There is a tendency, particularly in digital learning discussions, to treat the LMS as the primary determinant of learning quality. Platforms are blamed when learning feels shallow, fragmented, or ineffective, and credited when things appear to work. In practice, however, most of what shapes learning outcomes is decided long before an LMS comes into view.
Learning designers make a series of technology‑related decisions that have far greater impact than platform choice itself. These decisions sit at the level of design architecture rather than tools, and they tend to persist across systems.
Assessment is a good example. Whether assessment is primarily formative or summative, whether learners are given opportunities to practise without penalty, how feedback is structured and timed, these are design decisions that determine the depth and durability of learning. An LMS may constrain how assessment is implemented, but it rarely determines the educational intent behind it. As I’ve discussed elsewhere in relation to impact and evaluation (Measuring the Impact of Learning Programs), assessment design shapes not only what can be measured, but what learners are encouraged to pay attention to in the first place.
In many learning environments, however, the availability of formative assessment is constrained not by pedagogical intent but by infrastructure. Where platforms foreground summative assessment and rely on external systems for practice and feedback, opportunities for low‑stakes experimentation become harder to design and sustain. Over time, this influences not only how assessment is delivered, but what kinds of learning designers feel able to propose in the first place.
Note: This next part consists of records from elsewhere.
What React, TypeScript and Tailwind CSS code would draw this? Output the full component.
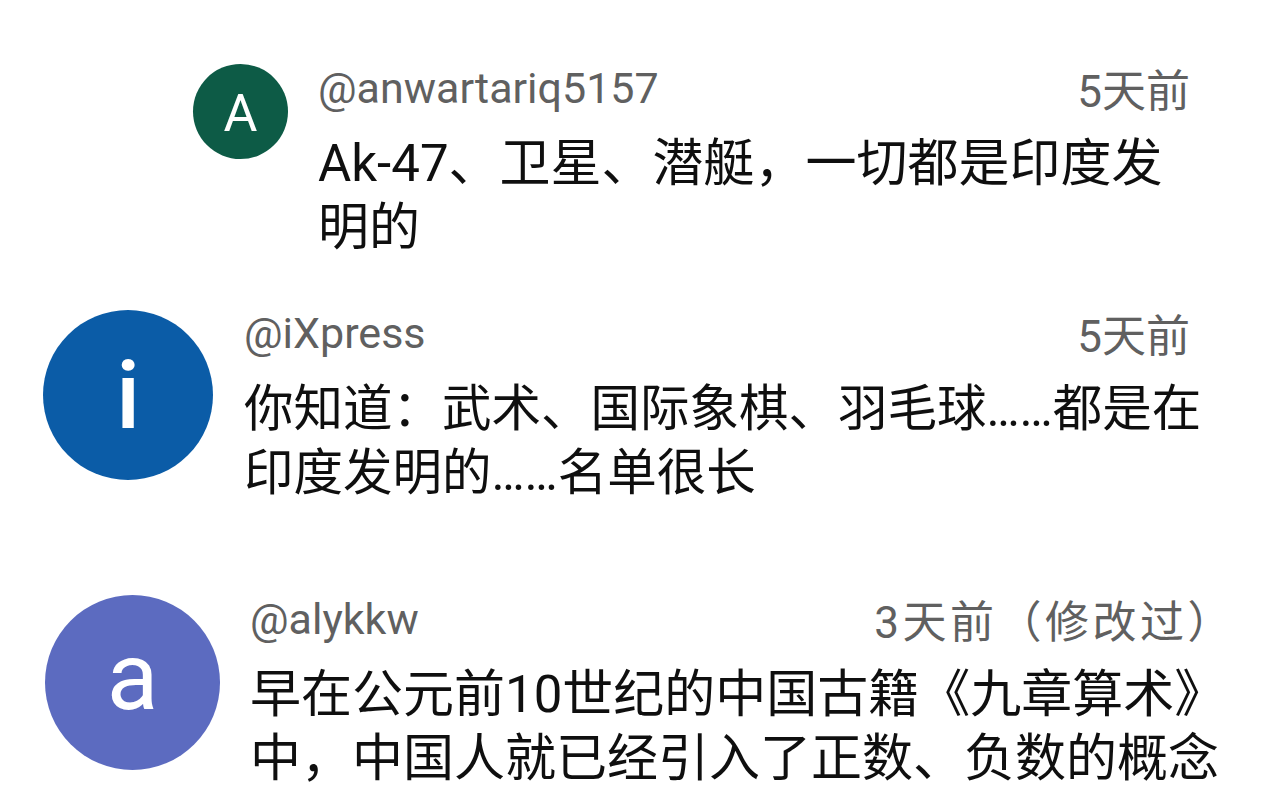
import React from "react";

const FONT = "font-['Roboto','Noto_Sans_CJK_SC',sans-serif]";

export default function App() {
  return (
    <div className={`w-[1280px] h-[792px] overflow-hidden bg-white ${FONT}`}>
      {/* Comment 1 */}
      <div className="flex items-start pl-[193px] pt-[64px]">
        <div className="w-[95px] h-[95px] shrink-0 rounded-full bg-[#0d5b46] flex items-center justify-center pt-[5px] text-white text-[52px] leading-none">
          A
        </div>
        <div className="ml-[30px] w-[872px]">
          <div className="flex justify-between items-start h-[48px] leading-[48px] text-[#606060]">
            <span className="text-[43px]">@anwartariq5157</span>
            <span className="text-[44px] mt-[4px]">5天前</span>
          </div>
          <div className="mt-[20px] text-[51px] leading-[64px] text-[#0f0f0f] whitespace-nowrap">
            Ak-47、卫星、潜艇，一切都是印度发
            <br />
            明的
          </div>
        </div>
      </div>

      {/* Comment 2 */}
      <div className="flex items-start pl-[43px] mt-[50px]">
        <div className="w-[170px] h-[170px] shrink-0 rounded-full bg-[#0b5ca7] flex items-center justify-center text-white text-[95px] font-medium leading-none">
          i
        </div>
        <div className="ml-[31px] w-[946px] -mt-[1px]">
          <div className="flex justify-between items-start h-[48px] leading-[48px] text-[#606060]">
            <span className="text-[43px]">@iXpress</span>
            <span className="text-[44px] mt-[4px]">5天前</span>
          </div>
          <div className="mt-[20px] text-[49.5px] leading-[64px] text-[#0f0f0f] whitespace-nowrap">
            你知道：武术、国际象棋、羽毛球……都是在
            <br />
            印度发明的……名单很长
          </div>
        </div>
      </div>

      {/* Comment 3 */}
      <div className="flex items-start pl-[45px] mt-[90px]">
        <div className="w-[175px] h-[175px] shrink-0 rounded-full bg-[#5c6bc0] flex items-center justify-center pb-[12px] text-white text-[95px] leading-none">
          a
        </div>
        <div className="ml-[30px] w-[985px]">
          <div className="flex justify-between items-start h-[48px] leading-[48px] text-[#606060]">
            <span className="text-[43px]">@alykkw</span>
            <span className="text-[44px] mt-[4px] tracking-[3.5px]">3天前（修改过）</span>
          </div>
          <div className="mt-[20px] text-[51px] leading-[64px] text-[#0f0f0f] whitespace-nowrap">
            早在公元前10世纪的中国古籍《九章算术》
            <br />
            中，中国人就已经引入了正数、负数的概念
          </div>
        </div>
      </div>
    </div>
  );
}
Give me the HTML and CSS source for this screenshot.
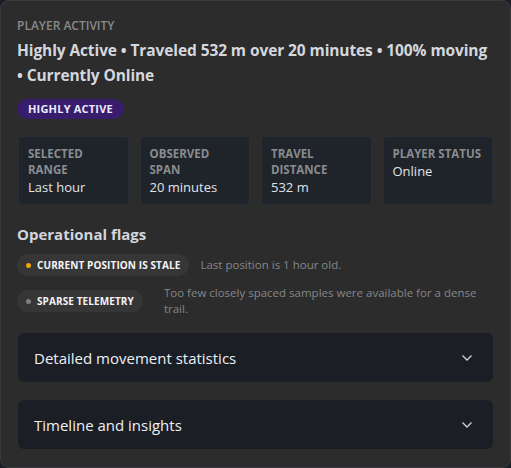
FILE: index.html
```html
<!DOCTYPE html>
<html>
<head>
<meta charset="utf-8">
<link rel="stylesheet" href="styles.css">
</head>
<body>
<section class="panel">
  <div class="eyebrow">Player activity</div>
  <h1 class="headline">Highly Active • Traveled 532 m over 20 minutes • 100% moving • Currently Online</h1>
  <span class="badge">Highly active</span>
  <div class="stats">
    <div class="stat"><div class="stat-label">Selected range</div><div class="stat-value">Last hour</div></div>
    <div class="stat"><div class="stat-label">Observed span</div><div class="stat-value">20 minutes</div></div>
    <div class="stat"><div class="stat-label">Travel distance</div><div class="stat-value">532 m</div></div>
    <div class="stat"><div class="stat-label">Player status</div><div class="stat-value">Online</div></div>
  </div>
  <h2 class="section-title">Operational flags</h2>
  <div class="flags">
    <div class="flag">
      <span class="pill"><span class="dot dot-warn"></span>Current position is stale</span>
      <span class="flag-desc">Last position is 1 hour old.</span>
    </div>
    <div class="flag flag-wide">
      <span class="pill"><span class="dot dot-muted"></span>Sparse telemetry</span>
      <span class="flag-desc">Too few closely spaced samples were available for a dense trail.</span>
    </div>
  </div>
  <div class="accordions">
    <div class="acc">
      <span class="acc-title">Detailed movement statistics</span>
      <svg class="chev" width="12" height="8" viewBox="0 0 12 8"><path d="M1.5 1.5 L6 6 L10.5 1.5" fill="none" stroke="#cfd3d8" stroke-width="1.3"/></svg>
    </div>
    <div class="acc">
      <span class="acc-title">Timeline and insights</span>
      <svg class="chev" width="12" height="8" viewBox="0 0 12 8"><path d="M1.5 1.5 L6 6 L10.5 1.5" fill="none" stroke="#cfd3d8" stroke-width="1.3"/></svg>
    </div>
  </div>
</section>
</body>
</html>
```
FILE: styles.css
```css
html, body {
  margin: 0;
  padding: 0;
  background: #1a1e27;
}
body {
  font-family: "Open Sans", "Noto Sans", sans-serif;
  width: 511px;
  height: 468px;
  overflow: hidden;
}
.panel {
  box-sizing: border-box;
  width: 511px;
  height: 468px;
  background: #2c2c2c;
  border: 1px solid #3a3b3e;
  border-radius: 9px;
  padding: 16px 17px 0 16px;
}
.eyebrow {
  font-size: 12px;
  font-weight: 600;
  text-transform: uppercase;
  color: #8a8a8a;
  line-height: 18px;
}
.headline {
  margin: 3px 0 0;
  font-size: 15.5px;
  letter-spacing: -0.1px;
  font-weight: 700;
  line-height: 25px;
  color: #d4d8de;
}
.badge {
  display: inline-block;
  margin-top: 11px;
  padding: 0 11px;
  height: 20px;
  line-height: 20px;
  border-radius: 10px;
  background: #381d6c;
  color: #ecebff;
  font-size: 11px;
  letter-spacing: 0.2px;
  font-weight: 700;
  text-transform: uppercase;
}
.stats {
  display: grid;
  grid-template-columns: repeat(4, 1fr);
  gap: 11px;
  margin-top: 17px;
  padding-left: 1px;
}
.stat {
  background: #1f232a;
  border: 1px solid #2a2e34;
  border-radius: 4px;
  padding: 9px 9px 0 9px;
  height: 69px;
  box-sizing: border-box;
}
.stat-label {
  font-size: 11.5px;
  font-weight: 700;
  text-transform: uppercase;
  color: #8a8c8f;
  line-height: 16px;
}
.stat-value {
  font-size: 13px;
  color: #e2e4e8;
  line-height: 18px;
  margin-top: 0;
}
.section-title {
  margin: 19px 0 0;
  font-size: 15px;
  font-weight: 700;
  color: #d2d6dc;
  line-height: 20px;
}
.flags {
  margin-top: 10px;
  display: flex;
  flex-direction: column;
  gap: 9px;
}
.flag {
  display: flex;
  align-items: center;
  gap: 11px;
}
.pill {
  flex: none;
  display: inline-flex;
  align-items: center;
  gap: 6px;
  height: 22px;
  padding: 0 9px 0 9px;
  border-radius: 11px;
  background: #363636;
  color: #f4f4f6;
  font-size: 10px;
  letter-spacing: 0.1px;
  font-weight: 700;
  text-transform: uppercase;
}
.dot {
  width: 5px;
  height: 5px;
  border-radius: 50%;
}
.dot-warn { background: #f0a30a; }
.dot-muted { background: #7c7f85; }
.flag-desc {
  font-size: 11.5px;
  color: #85878b;
  line-height: 16px;
  max-width: 320px;
}
.flag-wide .flag-desc {
  margin-left: 10px;
}
.accordions {
  margin-top: 16px;
  display: flex;
  flex-direction: column;
  gap: 18px;
  padding-left: 1px;
}
.acc {
  display: flex;
  align-items: center;
  justify-content: space-between;
  height: 49px;
  padding: 0 20px 0 16px;
  background: #1b1e24;
  border-radius: 6px;
}
.acc-title {
  font-size: 15px;
  color: #eef0f4;
}
.chev { display: block; }
```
Feedback is similarly influential. Automated feedback, peer responses, tutor commentary, reflective prompts, each carries different cognitive and motivational consequences. Technology choices influence how scalable or sustainable these approaches are, but the learning effect depends on the intention behind them. An LMS that supports granular feedback does not guarantee good feedback; it simply makes one design choice slightly easier.
How learning content is structured and revisited over time also matters. Is learning designed as a linear sequence that disappears once completed, or as a resource learners can return to, build on, and reinterpret over time? Decisions about versioning, access, and content permanence shape how learning fits into real working practice. This connects closely with how designers think about transfer and application, explored in posts such as Strategies for Maintaining Learner Motivation and The Role of Feedback in eLearning.
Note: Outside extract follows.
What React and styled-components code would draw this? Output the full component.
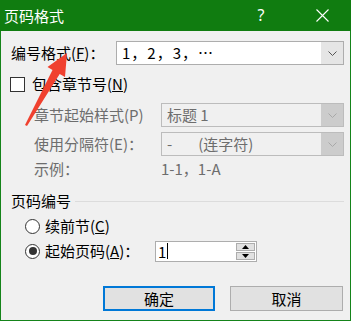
import React from "react";
import styled, { createGlobalStyle } from "styled-components";

const Global = createGlobalStyle`
  html, body { margin: 0; padding: 0; background: #ffffff; }
  body { font-family: "Noto Sans CJK SC", "Noto Sans", sans-serif; }
`;

const Dialog = styled.div`
  position: relative;
  width: 351px;
  height: 321px;
  box-sizing: border-box;
  background: #f0f0f0;
  border: 1px solid #15841a;
  border-top: none;
  box-shadow: 0 2px 4px rgba(0, 0, 0, 0.22);
  display: flex;
  flex-direction: column;
  font-size: 15px;
  color: #000;
  overflow: visible;
`;

const TitleBar = styled.div`
  height: 31px;
  margin: 0 -1px;
  background: #107c10;
  display: flex;
  align-items: center;
  padding-left: 4px;
  color: #fff;
  flex-shrink: 0;
`;

const Title = styled.div`
  flex: 1;
  font-size: 15px;
  line-height: 31px;
`;

const Help = styled.div`
  width: 14px;
  font-family: "Noto Sans", sans-serif;
  font-size: 16px;
  line-height: 31px;
  margin-right: 47px;
  text-align: center;
`;

const CloseBox = styled.div`
  width: 14px;
  height: 31px;
  margin-right: 22px;
  display: flex;
  align-items: center;
  justify-content: center;
`;

const Body = styled.div`
  display: flex;
  flex-direction: column;
  padding: 0 6px 0 10px;
  flex: 1;
`;

const Row = styled.div`
  display: flex;
  align-items: center;
  height: ${(p) => p.$h || 24}px;
  margin-top: ${(p) => p.$mt || 0}px;
  padding-left: ${(p) => p.$indent || 0}px;
`;

const Label = styled.span`
  width: ${(p) => (p.$w ? p.$w + "px" : "auto")};
  flex-shrink: 0;
  color: ${(p) => (p.$disabled ? "#6d6d6d" : "#000")};
  white-space: nowrap;
  line-height: 20px;
`;

const Select = styled.div`
  flex: 1;
  height: 24px;
  box-sizing: border-box;
  border: 1px solid ${(p) => (p.$disabled ? "#bcbcbc" : "#adadad")};
  background: ${(p) => (p.$disabled ? "#f0f0f0" : "#ffffff")};
  display: flex;
  align-items: stretch;
  color: ${(p) => (p.$disabled ? "#6d6d6d" : "#000")};
`;

const SelectText = styled.div`
  flex: 1;
  padding-left: 5px;
  line-height: 22px;
  white-space: pre;
  letter-spacing: ${(p) => p.$ls || 0}px;
`;

const Gap = styled.span`
  display: inline-block;
  width: ${(p) => p.$w}px;
`;

const DropButton = styled.div`
  width: 22px;
  background: ${(p) => (p.$disabled ? "#cccccc" : "#e5e5e5")};
  display: flex;
  align-items: center;
  justify-content: center;
`;

const Check = styled.div`
  width: 15px;
  height: 15px;
  box-sizing: border-box;
  border: 1px solid #333;
  background: #fff;
  margin-left: -1px;
  margin-right: 7px;
`;

const Radio = styled.div`
  width: 15px;
  height: 15px;
  box-sizing: border-box;
  border: 1px solid #333;
  border-radius: 50%;
  background: #fff;
  margin-right: 5px;
  display: flex;
  align-items: center;
  justify-content: center;
  &::after {
    content: "";
    display: ${(p) => (p.$checked ? "block" : "none")};
    width: 8px;
    height: 8px;
    border-radius: 50%;
    background: #333;
  }
`;

const GroupHeader = styled.div`
  display: flex;
  align-items: center;
  height: 20px;
  margin-top: 11px;
  gap: 4px;
`;

const Rule = styled.div`
  flex: 1;
  height: 1px;
  background: #dcdcdc;
`;

const Spinner = styled.div`
  width: 102px;
  height: 21px;
  box-sizing: border-box;
  border: 1px solid #adadad;
  background: #fff;
  display: flex;
  align-items: center;
`;

const SpinText = styled.div`
  flex: 1;
  padding-left: 2px;
  display: flex;
  align-items: center;
  line-height: 19px;
`;

const Caret = styled.span`
  display: inline-block;
  width: 1px;
  height: 16px;
  background: #000;
  margin-left: 1px;
`;

const SpinButtons = styled.div`
  display: flex;
  flex-direction: column;
  gap: 1px;
  margin-right: 1px;
`;

const SpinBtn = styled.div`
  width: 19px;
  height: 8px;
  box-sizing: border-box;
  border: 1px solid #adadad;
  background: #e1e1e1;
  display: flex;
  align-items: center;
  justify-content: center;
`;

const Buttons = styled.div`
  display: flex;
  justify-content: flex-end;
  gap: 15px;
  margin-top: 24px;
  padding-right: 1px;
`;

const Button = styled.div`
  width: ${(p) => p.$w}px;
  height: 25px;
  box-sizing: border-box;
  border: ${(p) => (p.$primary ? "2px solid #0078d7" : "1px solid #adadad")};
  background: #e1e1e1;
  display: flex;
  align-items: center;
  justify-content: center;
  font-size: 15px;
`;

const ArrowOverlay = styled.svg`
  position: absolute;
  left: 0;
  top: 0;
  pointer-events: none;
`;

const Chevron = ({ color }) => (
  <svg width="9" height="5" viewBox="0 0 9 5">
    <path d="M0.5 0.5 L4.5 4.5 L8.5 0.5" fill="none" stroke={color} strokeWidth="1" />
  </svg>
);

const U = styled.u`
  text-underline-offset: 1px;
`;

export default function App() {
  return (
    <>
      <Global />
      <Dialog>
        <TitleBar>
          <Title>页码格式</Title>
          <Help>?</Help>
          <CloseBox>
            <svg width="13" height="13" viewBox="0 0 13 13">
              <path d="M0.5 0.5 L12.5 12.5 M12.5 0.5 L0.5 12.5" stroke="#fff" strokeWidth="1.1" />
            </svg>
          </CloseBox>
        </TitleBar>
        <Body>
          <Row $mt={10}>
            <Label $w={105}>
              编号格式(<U>F</U>)：
            </Label>
            <Select>
              <SelectText $ls={1}>1，2，3，…</SelectText>
              <DropButton>
                <Chevron color="#555" />
              </DropButton>
            </Select>
          </Row>
          <Row $mt={7}>
            <Check />
            <Label>
              包含章节号(<U>N</U>)
            </Label>
          </Row>
          <Row $mt={7} $indent={23}>
            <Label $w={127} $disabled>
              章节起始样式(P)
            </Label>
            <Select $disabled>
              <SelectText>标题 1</SelectText>
              <DropButton $disabled>
                <Chevron color="#a8a8a8" />
              </DropButton>
            </Select>
          </Row>
          <Row $mt={5} $indent={23}>
            <Label $w={127} $disabled>
              使用分隔符(E)：
            </Label>
            <Select $disabled>
              <SelectText>
                -<Gap $w={26} />(连字符)
              </SelectText>
              <DropButton $disabled>
                <Chevron color="#a8a8a8" />
              </DropButton>
            </Select>
          </Row>
          <Row $mt={1} $h={23} $indent={23}>
            <Label $w={127} $disabled>
              示例：
            </Label>
            <Label $disabled>1-1，1-A</Label>
          </Row>
          <GroupHeader>
            <Label>页码编号</Label>
            <Rule />
          </GroupHeader>
          <Row $mt={4} $h={22} $indent={14}>
            <Radio />
            <Label>
              续前节(<U>C</U>)
            </Label>
          </Row>
          <Row $mt={3} $h={22} $indent={14}>
            <Radio $checked />
            <Label $w={110}>
              起始页码(<U>A</U>)：
            </Label>
            <Spinner>
              <SpinText>
                1<Caret />
              </SpinText>
              <SpinButtons>
                <SpinBtn>
                  <svg width="7" height="4" viewBox="0 0 7 4">
                    <path d="M0 4 L3.5 0 L7 4 Z" fill="#000" />
                  </svg>
                </SpinBtn>
                <SpinBtn>
                  <svg width="7" height="4" viewBox="0 0 7 4">
                    <path d="M0 0 L3.5 4 L7 0 Z" fill="#000" />
                  </svg>
                </SpinBtn>
              </SpinButtons>
            </Spinner>
          </Row>
          <Buttons>
            <Button $w={112} $primary>
              确定
            </Button>
            <Button $w={113}>取消</Button>
          </Buttons>
        </Body>
        <ArrowOverlay width="351" height="321" viewBox="0 0 351 321">
          <polygon
            points="66,53 64,77 58.7,74 26,126 24,125 51.5,70 46.5,67"
            fill="#f0412f"
          />
        </ArrowOverlay>
      </Dialog>
    </>
  );
}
Content structure is also shaped by what platforms make easy or difficult to author. When structured elements such as tables, extended explanations, or layered descriptions cannot be created natively, they are often replaced with static alternatives or external links. These choices may solve an immediate problem, but they reduce flexibility and accessibility over time. What begins as a technical workaround can gradually harden into a design norm.
Data use is another area where design decisions outweigh platform capability. Dashboards and analytics are only as meaningful as the behaviours they represent. Choosing what to track, how to interpret it, and how it feeds back into design is a learning design responsibility, not a technical one. As argued in Learning Analytics for Designers: Making Data Meaningful, data becomes valuable when it informs decisions, not when it simply accumulates.
While platforms can support or hinder accessible practice, the most significant decisions relate to content formats, interaction patterns, and assumptions about how learners will engage. These choices are inherent to design thinking, not technology procurement but when accessibility features depend on external documents, parallel systems, or additional navigation steps, the learning experience becomes more fragile, particularly for learners studying under constrained conditions or using assistive technologies.
Focusing exclusively on the LMS risks obscuring these deeper influences. It can also lead organisations to invest heavily in platforms while underinvesting in design capability. Learning quality emerges from the alignment of objectives, activities, feedback, and context. Technology mediates this process, but it does not replace it. For learning designers, reframing technology conversations around these decisions is a way of reclaiming professional expertise. The LMS matters, but it is rarely the most important factor shaping learning. What matters more is how technology choices are used, intentionally or otherwise, to support thinking, practice, and change over time.